Ne succedono di tutti i colori – dall’invasione quotidiana di criminali allogeni liberati dalle carceri subsahariane alle rivendicazioni terroristiche dei pirati e delle filibustiere mediterranee, dai loschi traffici economici di mascherine, tamponi, banchi di scuola e monopattini alle tiranniche e distorte disposizioni governative, dai silenzi complici sull’affarismo giudiziario ai tracolli di dignità delle istituzioni repubblicane, e l’elenco potrebbe continuare per molte cartelle – nonostante ciò, il popolo russa seguendo il ritmo del ronfare delle opposizioni.
L’appiattimento emotivo è diffuso, in una mansuetudine generalizzata caratteristica dello spirito gregario e dell’ottimismo autolesionista.
Prima che fisica, da parte di agenti patogeni o accidenti fortuiti, comunque indipendenti dalla volontà del singolo, incombe una minaccia spirituale che non viene percepita nella sua pericolosità sociale, e che sembra quasi accolta come una volontaria liberazione dai vincoli dei doveri e delle responsabilità.
La rinuncia a decidere, la fuga dagli impegni, la diserzione della volontà, e così, i fasulli cittadini “sguazzano nel tepore della corrente che li trascina all’inesistenza”, come precisamente denuncia Stefan Zweig.
Si usa dire che ogni popolo ha il governo che si merita. Evidentemente questo italiota, morfinizzato da una informazione ipnotica e dal mefitico buonismo pacifista, subisce l’appiattimento che intimamente ambisce.
Il popolo italiota non si annoia di annoiarsi. Si accontenta di quello che passa la conventicola politicante, non percepisce la losca connivenza che fa rete dietro alle sue spalle, attende con tonta pazienza che qualcosa cambi senza un impegno individuale.
La domanda cruciale è cosa possiamo fare. Fondamentale è pensare a noi, ai renitenti al sistema, ai refrattari ad ogni tipo di propaganda. Recita Burljuk a Majakovskij: “Nel secondo seminterrato del cortile / c’è un rifugio di cani. / Chiunque capiti qui / è solo un cane randagio. / Ma in questo è l’orgoglio, in questo è l’onore, / nell’infilarsi in questo seminterrato! / Bau!”.
Più cani fanno un branco, e il branco di cani non bela, ma abbaia e ulula.
Noi siamo diversi.
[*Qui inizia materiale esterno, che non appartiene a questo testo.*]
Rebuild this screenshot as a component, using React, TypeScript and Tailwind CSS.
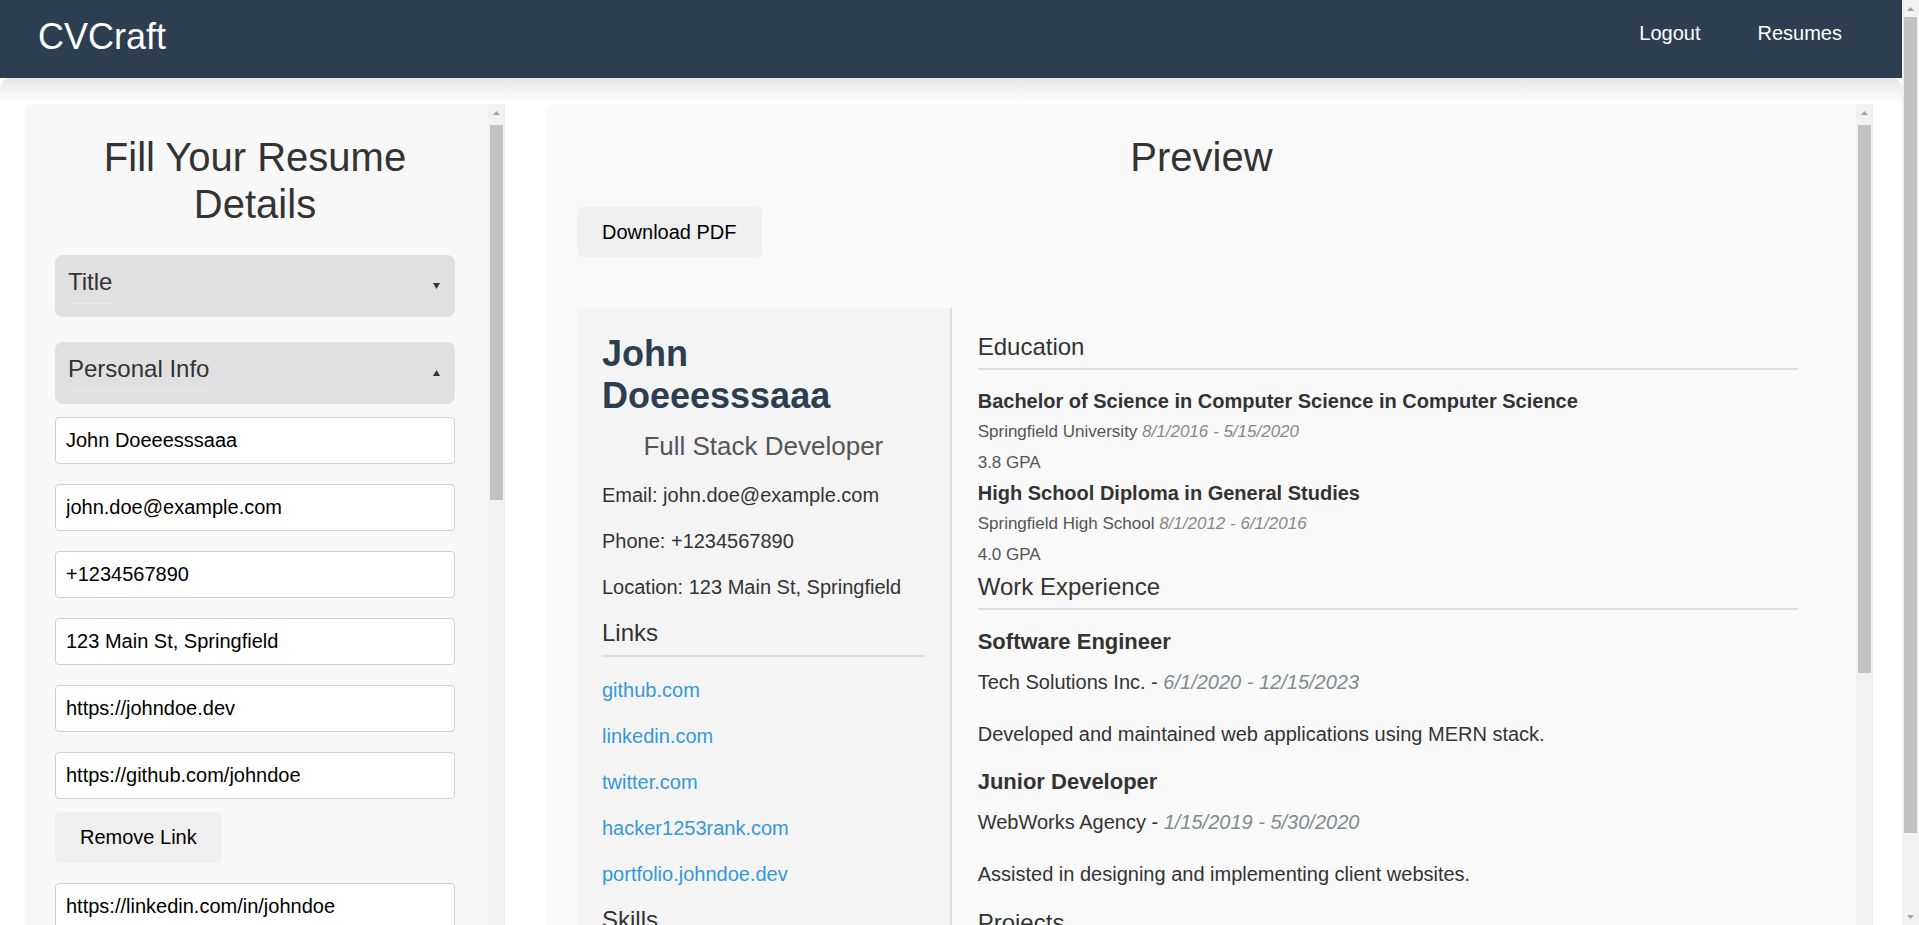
import React from "react";

const links = [
  "https://github.com/johndoe",
  "https://linkedin.com/in/johndoe",
  "https://twitter.com/johndoe",
  "https://hacker1253rank.com/johndoe",
  "https://portfolio.johndoe.dev",
];

const previewLinks = [
  "github.com",
  "linkedin.com",
  "twitter.com",
  "hacker1253rank.com",
  "portfolio.johndoe.dev",
];

function Caret({ up }: { up?: boolean }) {
  return (
    <svg width="7" height="6" viewBox="0 0 7 6" className="shrink-0">
      <path d={up ? "M3.5 0L7 6H0z" : "M0 0h7L3.5 6z"} fill="#333" />
    </svg>
  );
}

// classic scrollbar look (the page is a fixed frame, so bars are drawn)
function ScrollArrow({ down }: { down?: boolean }) {
  return (
    <div className="flex h-[17px] shrink-0 items-center justify-center">
      <svg width="7" height="4" viewBox="0 0 7 4">
        <path d={down ? "M0 0h7L3.5 4z" : "M3.5 0L7 4H0z"} fill="#a3a3a3" />
      </svg>
    </div>
  );
}

function Scrollbar({ thumb, down }: { thumb: string; down?: boolean }) {
  return (
    <div className="flex w-[17px] shrink-0 flex-col bg-[#f1f1f1]">
      <ScrollArrow />
      <div className={`mx-[2px] shrink-0 bg-[#c1c1c1] ${thumb}`} />
      <div className="flex-1" />
      {down && <ScrollArrow down />}
    </div>
  );
}

function SectionHeader({ title, open }: { title: string; open?: boolean }) {
  return (
    <div className="flex h-[62px] items-center justify-between rounded-lg bg-[#e0e0e0] pl-[13px] pr-[15px]">
      <span className="border-b border-[#e9e9e9] pb-[7px] text-[24px] leading-[28px] text-[#333]">
        {title}
      </span>
      <Caret up={open} />
    </div>
  );
}

function Field({ value, className = "" }: { value: string; className?: string }) {
  return (
    <input
      readOnly
      defaultValue={value}
      className={`block h-[47px] w-full shrink-0 rounded border border-[#d0d0d0] bg-white px-[10px] text-[20px] text-black outline-none ${className}`}
    />
  );
}

function GrayButton({ label, className = "" }: { label: string; className?: string }) {
  return (
    <button className={`block h-[51px] shrink-0 rounded-md bg-[#efefef] px-[25px] text-[20px] leading-[23px] text-black ${className}`}>
      {label}
    </button>
  );
}

function FormPanel() {
  return (
    <div className="flex h-[881px] w-[480px] shrink-0 overflow-hidden rounded-l-lg bg-[#f8f8f8]">
      <div className="min-w-0 flex-1 overflow-hidden pl-[30px] pr-[33px] pt-[30px]">
        <h2 className="text-center text-[40px] leading-[47px] text-[#333]">Fill Your Resume Details</h2>

        <div className="mt-[27px]">
          <SectionHeader title="Title" />
        </div>
        <div className="mt-[25px]">
          <SectionHeader title="Personal Info" open />
        </div>

        {/* Personal info fields */}
        <Field value="John Doeeesssaaa" className="mt-[13px]" />
        <Field value="john.doe@example.com" className="mt-[20px]" />
        <Field value="+1234567890" className="mt-[20px]" />
        <Field value="123 Main St, Springfield" className="mt-[20px]" />
        <Field value="https://johndoe.dev" className="mt-[20px]" />

        {links.map((l) => (
          <div key={l}>
            <Field value={l} className="mt-[20px]" />
            <GrayButton label="Remove Link" className="mt-[13px]" />
          </div>
        ))}
        <GrayButton label="Add Link" className="mt-[20px]" />

        {["Skills", "Education", "Work Experience", "Projects"].map((s) => (
          <div key={s} className="mt-[25px]">
            <SectionHeader title={s} />
          </div>
        ))}
      </div>
      <Scrollbar thumb="mt-[4px] h-[375px]" down />
    </div>
  );
}

function SectionTitle({ children, className = "" }: { children: React.ReactNode; className?: string }) {
  return (
    <h3 className={`border-b-2 border-[#ddd] pb-[7px] text-[24px] leading-[28px] text-[#333] ${className}`}>
      {children}
    </h3>
  );
}

function PreviewPanel() {
  return (
    <div className="flex h-[881px] min-w-0 flex-1 overflow-hidden rounded-l-lg bg-[#f9f9f9]">
      <div className="min-w-0 flex-1 overflow-hidden px-[30px] pt-[30px]">
        <h2 className="text-center text-[40px] leading-[47px] text-[#333]">Preview</h2>
        <button className="mt-[26px] block h-[50px] rounded-md bg-[#efefef] px-[25px] text-[20px] leading-[23px] text-black">
          Download PDF
        </button>

        {/* Resume */}
        <div className="mt-[51px] flex">
          {/* Left column */}
          <div className="w-[30%] shrink-0 border-r-2 border-[#ddd] bg-[#f4f4f4] px-[25px] pb-[30px] pt-[25px]">
            <h1 className="text-[36px] font-bold leading-[42px] text-[#2c3e50]">
              John
              <br />
              Doeeesssaaa
            </h1>
            <p className="mt-[14px] text-center text-[26px] leading-[30px] text-[#555]">Full Stack Developer</p>
            <p className="mt-[22px] text-[20px] leading-[24px] text-[#333]">Email: john.doe@example.com</p>
            <p className="mt-[22px] text-[20px] leading-[24px] text-[#333]">Phone: +1234567890</p>
            <p className="mt-[22px] text-[20px] leading-[24px] text-[#333]">Location: 123 Main St, Springfield</p>

            <SectionTitle className="mt-[20px] pb-[8px]">Links</SectionTitle>
            <div className="mt-[21px] flex flex-col gap-[22px]">
              {previewLinks.map((l) => (
                <a key={l} className="text-[20px] leading-[24px] text-[#3498db]">
                  {l}
                </a>
              ))}
            </div>

            <SectionTitle className="mt-[20px] pb-[8px]">Skills</SectionTitle>
            <ul className="mt-[20px] flex flex-col gap-[14px] text-[20px] leading-[24px] text-[#333]">
              <li>JavaScript</li>
              <li>React</li>
              <li>Node.js</li>
            </ul>
          </div>

          {/* Right column */}
          <div className="min-w-0 flex-1 pl-[26px] pr-[28px] pt-[25px]">
            <SectionTitle>Education</SectionTitle>
            <p className="mt-[19px] text-[20px] font-bold leading-[24px] text-[#333]">
              Bachelor of Science in Computer Science in Computer Science
            </p>
            <p className="mt-[9px] text-[17px] leading-[20px] text-[#555]">
              Springfield University <em className="text-[#888]">8/1/2016 - 5/15/2020</em>
            </p>
            <p className="mt-[11px] text-[17px] leading-[20px] text-[#555]">3.8 GPA</p>
            <p className="mt-[8px] text-[20px] font-bold leading-[24px] text-[#333]">
              High School Diploma in General Studies
            </p>
            <p className="mt-[9px] text-[17px] leading-[20px] text-[#555]">
              Springfield High School <em className="text-[#888]">8/1/2012 - 6/1/2016</em>
            </p>
            <p className="mt-[11px] text-[17px] leading-[20px] text-[#555]">4.0 GPA</p>

            <SectionTitle className="mt-[8px]">Work Experience</SectionTitle>
            <p className="mt-[19px] text-[22px] font-bold leading-[26px] text-[#333]">Software Engineer</p>
            <p className="mt-[15px] text-[20px] leading-[24px] text-[#333]">
              Tech Solutions Inc. - <em className="text-[#7f8c8d]">6/1/2020 - 12/15/2023</em>
            </p>
            <p className="mt-[28px] text-[20px] leading-[24px] text-[#333]">
              Developed and maintained web applications using MERN stack.
            </p>
            <p className="mt-[23px] text-[22px] font-bold leading-[26px] text-[#333]">Junior Developer</p>
            <p className="mt-[15px] text-[20px] leading-[24px] text-[#333]">
              WebWorks Agency - <em className="text-[#7f8c8d]">1/15/2019 - 5/30/2020</em>
            </p>
            <p className="mt-[28px] text-[20px] leading-[24px] text-[#333]">
              Assisted in designing and implementing client websites.
            </p>

            <SectionTitle className="mt-[23px]">Projects</SectionTitle>
          </div>
        </div>
      </div>
      <Scrollbar thumb="mt-[4px] h-[548px]" down />
    </div>
  );
}

export default function App() {
  return (
    <div className="flex h-screen overflow-hidden bg-white font-['Liberation_Sans',Arial,sans-serif]">
      <div className="min-w-0 flex-1 overflow-hidden">
        <header className="flex h-[78px] items-start justify-between bg-[#2c3e50] pl-[38px] pr-[60px] text-white">
          <div className="mt-[16px] text-[36px] leading-[41px]">CVCraft</div>
          <nav className="mt-[22px] flex gap-[57px] text-[20px] leading-[23px]">
            <a>Logout</a>
            <a>Resumes</a>
          </nav>
        </header>

        <main className="flex gap-[42px] rounded-t-[10px] bg-[linear-gradient(to_bottom,#e6e6e6,#ffffff_26px)] pb-[25px] pl-[25px] pr-[29px] pt-[26px]">
          <FormPanel />
          <PreviewPanel />
        </main>
      </div>

      {/* page scrollbar */}
      <Scrollbar thumb="h-[816px]" down />
    </div>
  );
}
Senza presunzione, senza insolenza, semplicemente differenti: studiare, intendere, rigettare quello che non ci appartiene e mantenere le posizioni della nostra differenza.
Rispetto all’uniformizzazione remissiva che ci circonda, rivendichiamo con ferocia la diversità “Perché sono questo e questo. E soprattutto non scambiatemi per altro”. E così sia.